[PROBLEM] Exclude the pictures; give every entry again exactly as written.

---- STORED DATA

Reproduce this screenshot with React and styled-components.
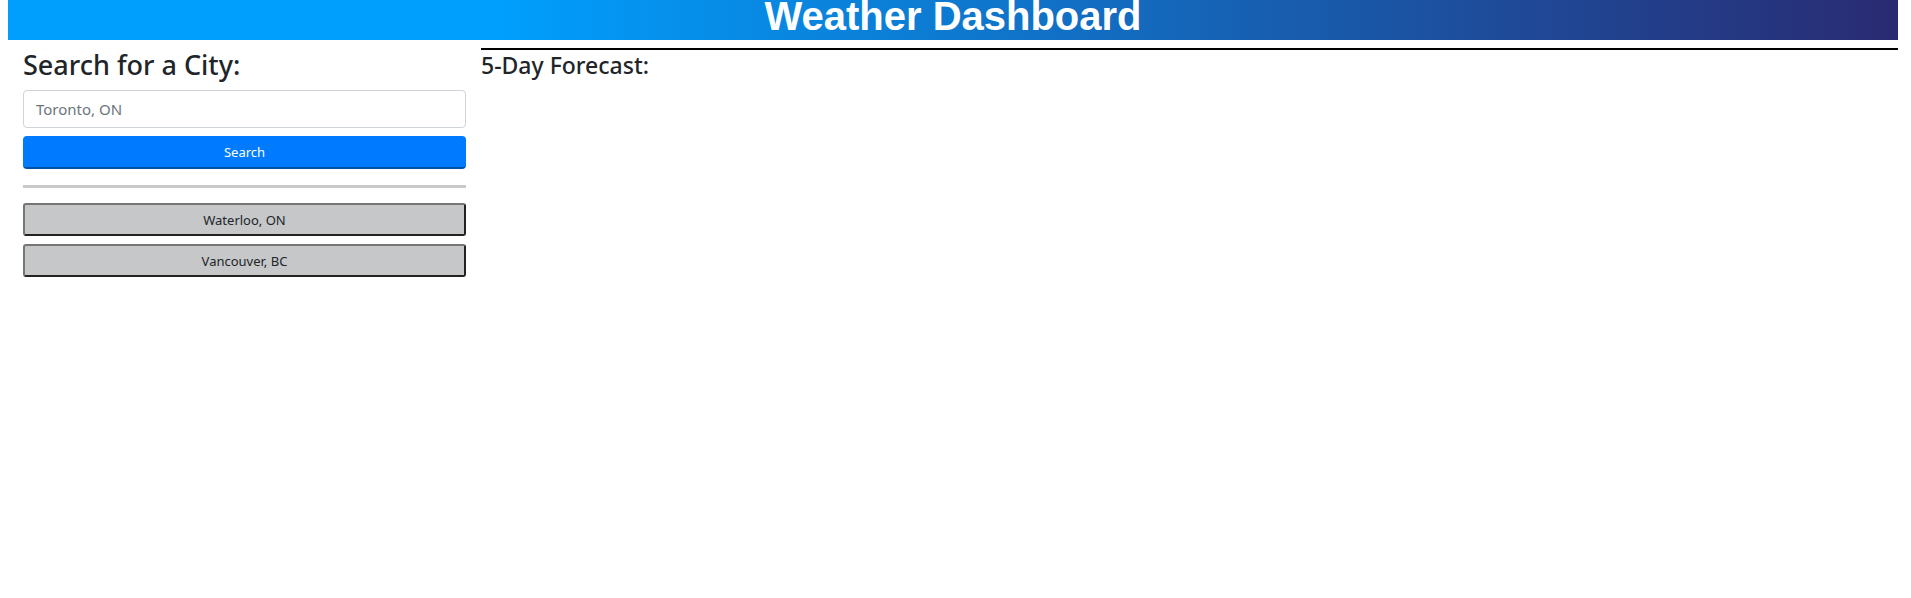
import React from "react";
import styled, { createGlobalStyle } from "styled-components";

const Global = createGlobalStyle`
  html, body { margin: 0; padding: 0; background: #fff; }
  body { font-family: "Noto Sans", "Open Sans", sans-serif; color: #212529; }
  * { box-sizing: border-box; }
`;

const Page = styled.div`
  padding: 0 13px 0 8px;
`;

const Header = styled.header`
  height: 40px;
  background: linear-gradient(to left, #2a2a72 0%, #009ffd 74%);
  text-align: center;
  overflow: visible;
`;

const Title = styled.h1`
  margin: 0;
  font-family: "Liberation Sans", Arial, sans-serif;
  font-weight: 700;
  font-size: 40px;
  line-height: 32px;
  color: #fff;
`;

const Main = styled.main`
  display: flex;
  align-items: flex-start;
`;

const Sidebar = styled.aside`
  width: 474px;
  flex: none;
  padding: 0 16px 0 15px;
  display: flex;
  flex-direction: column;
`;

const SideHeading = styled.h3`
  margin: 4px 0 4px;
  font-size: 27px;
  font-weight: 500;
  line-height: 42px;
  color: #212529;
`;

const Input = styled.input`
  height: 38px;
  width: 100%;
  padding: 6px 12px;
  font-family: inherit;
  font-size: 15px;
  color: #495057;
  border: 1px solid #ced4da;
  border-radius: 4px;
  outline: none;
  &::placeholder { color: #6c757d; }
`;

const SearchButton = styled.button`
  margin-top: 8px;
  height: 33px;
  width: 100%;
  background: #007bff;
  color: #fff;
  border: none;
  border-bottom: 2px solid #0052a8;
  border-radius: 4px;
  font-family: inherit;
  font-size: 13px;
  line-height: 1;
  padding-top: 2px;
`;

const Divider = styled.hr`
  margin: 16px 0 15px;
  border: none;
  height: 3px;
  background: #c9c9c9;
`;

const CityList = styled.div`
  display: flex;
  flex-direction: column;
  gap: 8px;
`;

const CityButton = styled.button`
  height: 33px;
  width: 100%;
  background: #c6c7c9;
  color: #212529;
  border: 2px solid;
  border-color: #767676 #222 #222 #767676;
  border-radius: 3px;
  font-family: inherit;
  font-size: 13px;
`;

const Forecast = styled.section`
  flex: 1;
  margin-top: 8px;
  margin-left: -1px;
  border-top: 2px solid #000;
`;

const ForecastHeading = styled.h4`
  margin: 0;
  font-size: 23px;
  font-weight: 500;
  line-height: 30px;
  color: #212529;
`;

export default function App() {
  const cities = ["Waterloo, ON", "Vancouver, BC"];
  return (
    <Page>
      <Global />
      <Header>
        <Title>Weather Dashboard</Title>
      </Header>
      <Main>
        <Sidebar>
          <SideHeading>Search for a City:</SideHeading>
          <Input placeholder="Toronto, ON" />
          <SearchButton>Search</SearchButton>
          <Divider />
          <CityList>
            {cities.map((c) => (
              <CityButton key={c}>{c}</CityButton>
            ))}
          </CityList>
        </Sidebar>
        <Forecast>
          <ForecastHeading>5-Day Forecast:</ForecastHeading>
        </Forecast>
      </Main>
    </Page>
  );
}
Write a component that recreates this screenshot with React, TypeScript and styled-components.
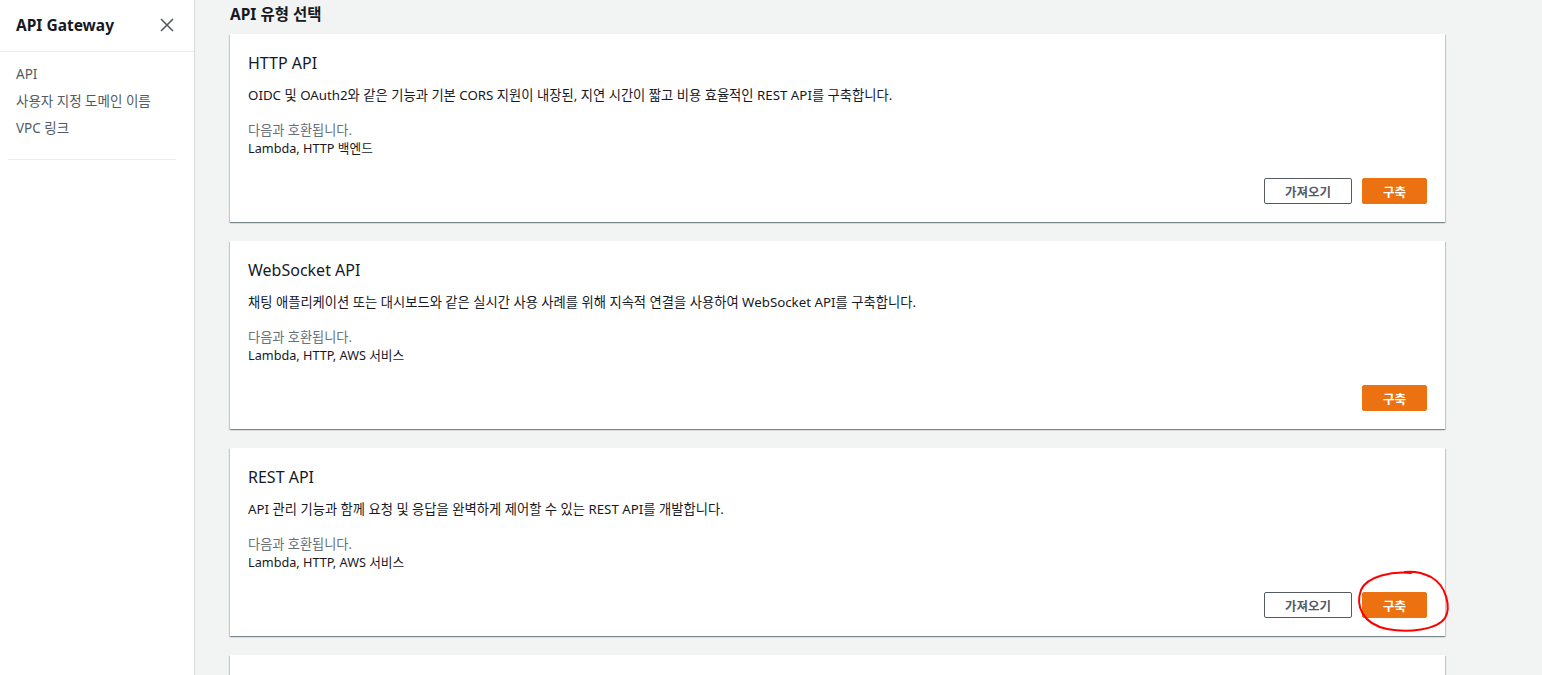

--------

[RESPONSE TO THIS EXERCISE]
Reproduce this screenshot with React and styled-components.
import React from "react";
import styled, { createGlobalStyle } from "styled-components";

const Global = createGlobalStyle`
  html, body { margin: 0; padding: 0; background: #fff; }
  body { font-family: "Noto Sans", "Open Sans", sans-serif; color: #212529; }
  * { box-sizing: border-box; }
`;

const Page = styled.div`
  padding: 0 13px 0 8px;
`;

const Header = styled.header`
  height: 40px;
  background: linear-gradient(to left, #2a2a72 0%, #009ffd 74%);
  text-align: center;
  overflow: visible;
`;

const Title = styled.h1`
  margin: 0;
  font-family: "Liberation Sans", Arial, sans-serif;
  font-weight: 700;
  font-size: 40px;
  line-height: 32px;
  color: #fff;
`;

const Main = styled.main`
  display: flex;
  align-items: flex-start;
`;

const Sidebar = styled.aside`
  width: 474px;
  flex: none;
  padding: 0 16px 0 15px;
  display: flex;
  flex-direction: column;
`;

const SideHeading = styled.h3`
  margin: 4px 0 4px;
  font-size: 27px;
  font-weight: 500;
  line-height: 42px;
  color: #212529;
`;

const Input = styled.input`
  height: 38px;
  width: 100%;
  padding: 6px 12px;
  font-family: inherit;
  font-size: 15px;
  color: #495057;
  border: 1px solid #ced4da;
  border-radius: 4px;
  outline: none;
  &::placeholder { color: #6c757d; }
`;

const SearchButton = styled.button`
  margin-top: 8px;
  height: 33px;
  width: 100%;
  background: #007bff;
  color: #fff;
  border: none;
  border-bottom: 2px solid #0052a8;
  border-radius: 4px;
  font-family: inherit;
  font-size: 13px;
  line-height: 1;
  padding-top: 2px;
`;

const Divider = styled.hr`
  margin: 16px 0 15px;
  border: none;
  height: 3px;
  background: #c9c9c9;
`;

const CityList = styled.div`
  display: flex;
  flex-direction: column;
  gap: 8px;
`;

const CityButton = styled.button`
  height: 33px;
  width: 100%;
  background: #c6c7c9;
  color: #212529;
  border: 2px solid;
  border-color: #767676 #222 #222 #767676;
  border-radius: 3px;
  font-family: inherit;
  font-size: 13px;
`;

const Forecast = styled.section`
  flex: 1;
  margin-top: 8px;
  margin-left: -1px;
  border-top: 2px solid #000;
`;

const ForecastHeading = styled.h4`
  margin: 0;
  font-size: 23px;
  font-weight: 500;
  line-height: 30px;
  color: #212529;
`;

export default function App() {
  const cities = ["Waterloo, ON", "Vancouver, BC"];
  return (
    <Page>
      <Global />
      <Header>
        <Title>Weather Dashboard</Title>
      </Header>
      <Main>
        <Sidebar>
          <SideHeading>Search for a City:</SideHeading>
          <Input placeholder="Toronto, ON" />
          <SearchButton>Search</SearchButton>
          <Divider />
          <CityList>
            {cities.map((c) => (
              <CityButton key={c}>{c}</CityButton>
            ))}
          </CityList>
        </Sidebar>
        <Forecast>
          <ForecastHeading>5-Day Forecast:</ForecastHeading>
        </Forecast>
      </Main>
    </Page>
  );
}
Write a component that recreates this screenshot with React, TypeScript and styled-components.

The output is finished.